The Order also rescinds the Council on Environmental Quality’s (CEQ) final guidance directing federal agencies to consider greenhouse gases and the effects of climate change in their National Environmental Policy Act (NEPA) reviews. Since the CEQ guidance was issued in August 2016, some federal agencies have already taken steps to incorporate it into their own manuals. For example, in February 2017, the Federal Energy Regulatory Commission issued a “Guidance Manual for Environmental Report Preparation” which relied heavily on the CEQ guidance.

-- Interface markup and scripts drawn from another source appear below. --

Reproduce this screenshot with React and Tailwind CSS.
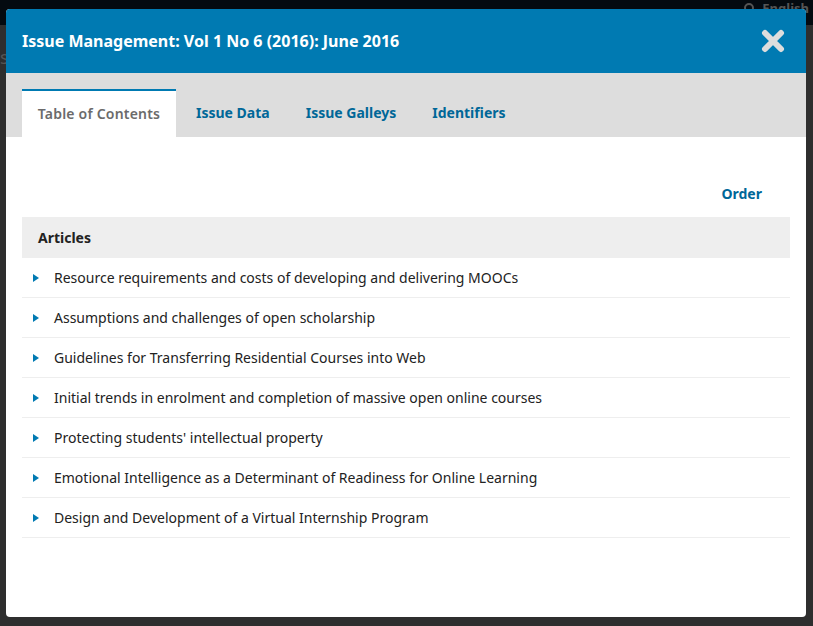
import React from 'react';

const TABS = ['Table of Contents', 'Issue Data', 'Issue Galleys', 'Identifiers'];

const ARTICLES = [
  'Resource requirements and costs of developing and delivering MOOCs',
  'Assumptions and challenges of open scholarship',
  'Guidelines for Transferring Residential Courses into Web',
  'Initial trends in enrolment and completion of massive open online courses',
  "Protecting students' intellectual property",
  'Emotional Intelligence as a Determinant of Readiness for Online Learning',
  'Design and Development of a Virtual Internship Program',
];

const CloseIcon = () => (
  <svg width="24" height="24" viewBox="0 0 24 24" aria-hidden="true">
    <path
      d="M4 4 L20 20 M20 4 L4 20"
      stroke="#dddddd"
      strokeWidth="6"
      strokeLinecap="round"
    />
  </svg>
);

const Caret = () => (
  <svg width="6" height="8" viewBox="0 0 6 8" aria-hidden="true">
    <path d="M0 0 L6 4 L0 8 Z" fill="#007ab2" />
  </svg>
);

export default function App() {
  return (
    <div
      className="relative h-[626px] w-[813px] overflow-hidden bg-[#2e2e2e]"
      style={{ fontFamily: '"Noto Sans", "Open Sans", sans-serif' }}
    >
      {/* page behind the overlay */}
      <div className="flex h-[25px] items-start justify-end bg-[#040a10] pr-1">
        <span className="flex items-center gap-2 text-[13px] font-bold leading-[16px] text-[#555]">
          <span className="inline-block h-[10px] w-[10px] rounded-full border-2 border-[#555]" />
          English
        </span>
      </div>
      <div className="pl-0 pt-[22px] text-[18px] leading-[20px] text-[#555]">ss</div>

      {/* modal */}
      <div className="absolute left-[6px] top-[9px] flex h-[608px] w-[800px] flex-col overflow-hidden rounded-[4px] bg-white">
        <div className="flex h-[64px] items-center justify-between bg-[#007ab2] pl-4 pr-[21px]">
          <h1 className="text-[16px] font-bold text-white">
            Issue Management: Vol 1 No 6 (2016): June 2016
          </h1>
          <button type="button" className="flex items-center">
            <CloseIcon />
          </button>
        </div>

        <div className="flex h-[64px] items-end gap-1 bg-[#dddddd] px-4">
          {TABS.map((tab, i) => (
            <div
              key={tab}
              className={
                i === 0
                  ? 'flex h-[48px] w-[154px] items-center justify-center border-t-2 border-[#007ab2] bg-white pb-[2px] text-[14px] font-semibold tracking-[0.2px] text-[#6b6b6b]'
                  : 'flex h-[48px] items-center px-4 pb-[2px] text-[14px] font-bold text-[#006798]'
              }
            >
              {tab}
            </div>
          ))}
        </div>

        <div className="px-4">
          <div className="flex h-[80px] items-center justify-end pr-7 pt-[43px] pb-[11px]">
            <span className="text-[14px] font-bold text-[#006798]">Order</span>
          </div>
          <div className="flex h-[41px] items-center bg-[#eeeeee] px-4 text-[14px] font-bold text-[#222]">
            Articles
          </div>
          {ARTICLES.map((title) => (
            <div
              key={title}
              className="flex h-[40px] items-center border-b border-[#eeeeee] pl-[11px] text-[14px] text-[#222]"
            >
              <Caret />
              <span className="ml-[15px]">{title}</span>
            </div>
          ))}
        </div>
      </div>
    </div>
  );
}
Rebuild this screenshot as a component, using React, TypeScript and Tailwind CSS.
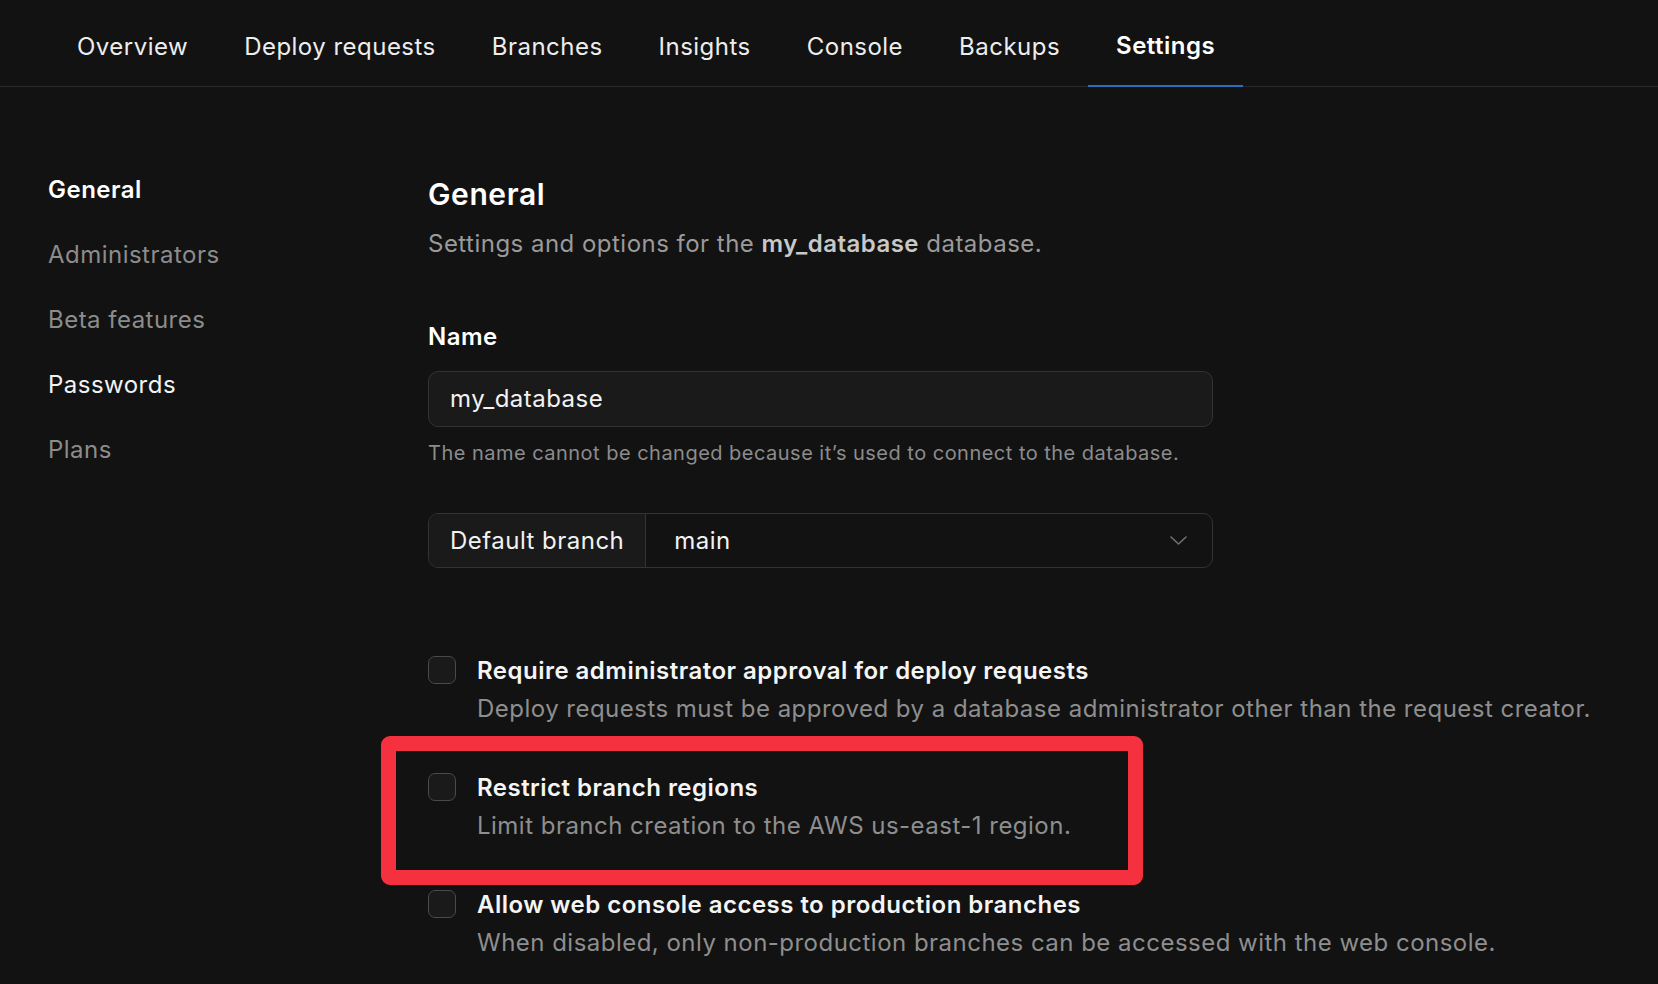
import React from "react";

const tabs = ["Overview", "Deploy requests", "Branches", "Insights", "Console", "Backups", "Settings"];

const sideLinks = [
  { label: "General", cls: "text-white font-semibold" },
  { label: "Administrators", cls: "text-[#8c8c8c]" },
  { label: "Beta features", cls: "text-[#8c8c8c]" },
  { label: "Passwords", cls: "text-[#f2f2f2]" },
  { label: "Plans", cls: "text-[#8c8c8c]" },
];

function Checkbox() {
  return <div className="mt-[4px] h-[28px] w-[28px] shrink-0 rounded-[7px] border border-[#4a4a4a] bg-[#1a1a1a]" />;
}

function Option({ title, desc, marked }: { title: string; desc: string; marked?: boolean }) {
  return (
    <div className="relative flex gap-[21px]">
      {marked && (
        // annotation frame drawn over the row
        <div className="pointer-events-none absolute left-[-47px] top-[-33px] h-[149px] w-[762px] rounded-[9px] border-[15px] border-[#f5313f]" />
      )}
      <Checkbox />
      <div>
        <div className="text-[24px] leading-[38px] font-semibold text-[#f5f5f5]">{title}</div>
        <div className="text-[24px] leading-[38px] text-[#8e8e8e]">{desc}</div>
      </div>
    </div>
  );
}

export default function App() {
  return (
    <div className="min-h-screen bg-[#121212] font-['Inter',sans-serif] tracking-[0.03em] text-white">
      {/* Top tabs */}
      <nav className="flex h-[87px] border-b border-[#2a2a2a] pl-[49px]">
        {tabs.map((t) => {
          const active = t === "Settings";
          return (
            <div
              key={t}
              className={
                active
                  ? "relative -mb-px flex items-center border-b-2 border-[#2a6ec0] px-[28px] pt-[6px] text-[24px] font-semibold text-white"
                  : "flex items-center px-[28px] pt-[7px] text-[24px] text-[#ededed]"
              }
            >
              {t}
            </div>
          );
        })}
      </nav>

      <div className="flex pl-[48px] pt-[85px]">
        {/* Sidebar */}
        <aside className="flex w-[380px] shrink-0 flex-col gap-[29px]">
          {sideLinks.map((l) => (
            <div key={l.label} className={`text-[24px] leading-[36px] ${l.cls}`}>
              {l.label}
            </div>
          ))}
        </aside>

        {/* Main */}
        <main className="flex flex-col pt-[4px]">
          <h1 className="text-[30px] leading-[36px] font-semibold tracking-[0.02em] text-white">General</h1>
          <p className="mt-[14px] text-[24px] leading-[36px] text-[#9a9a9a]">
            Settings and options for the <span className="font-semibold text-[#c8c8c8]">my_database</span> database.
          </p>

          <label className="mt-[57px] text-[24px] leading-[36px] font-semibold text-white">Name</label>
          <div className="mt-[16px] flex h-[56px] w-[785px] items-center rounded-[10px] border border-[#333333] bg-[#1a1a1a] px-[21px] text-[24px] text-[#f2f2f2]">
            my_database
          </div>
          <p className="mt-[11px] text-[20px] leading-[30px] text-[#8c8c8c]">
            The name cannot be changed because it’s used to connect to the database.
          </p>

          <div className="mt-[45px] flex h-[55px] w-[785px] overflow-hidden rounded-[10px] border border-[#333333]">
            <div className="flex items-center border-r border-[#333333] bg-[#1a1a1a] px-[21px] text-[24px] text-[#f2f2f2]">
              Default branch
            </div>
            <div className="flex flex-1 items-center justify-between pl-[28px] pr-[25px] text-[24px] text-[#f2f2f2]">
              <span>main</span>
              <svg width="17" height="9" viewBox="0 0 17 9" fill="none" className="text-[#707070]">
                <path d="M1 1l7.5 7L16 1" stroke="currentColor" strokeWidth="1.6" strokeLinecap="round" strokeLinejoin="round" />
              </svg>
            </div>
          </div>

          <div className="mt-[84px] flex flex-col gap-[41px]">
            <Option
              title="Require administrator approval for deploy requests"
              desc="Deploy requests must be approved by a database administrator other than the request creator."
            />
            <Option title="Restrict branch regions" desc="Limit branch creation to the AWS us-east-1 region." marked />
            <Option
              title="Allow web console access to production branches"
              desc="When disabled, only non-production branches can be accessed with the web console."
            />
          </div>
        </main>
      </div>
    </div>
  );
}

However, the rescission of the CEQ guidance may have only limited practical impact. At the heart of several cases currently before the D.C. Circuit Court of Appeals is the sufficiency of NEPA review, and while the CEQ guidance may have been a boon for environmental groups challenging the exclusion of upstream and downstream impacts from the government’s review, the courts will ultimately decide the issue.

Next Steps

It is important to underscore the potential significance of the Order’s call for a full review by all agencies of any existing regulations, orders, guidance documents, or policies which “burden” domestic energy production which will have deep-seated and far-reaching effects on the future of U.S. energy and environmental policy, the extent of which remains to be seen. This also presents an opportunity for affected industries to raise additional issues with federal executive department and agencies under the “burden” standard. Those federal executive departments and agencies may now be more inclined to provide regulatory relief to those requests. Interested clients should closely monitor the reports by agency and department heads to be submitted within the next 180 days.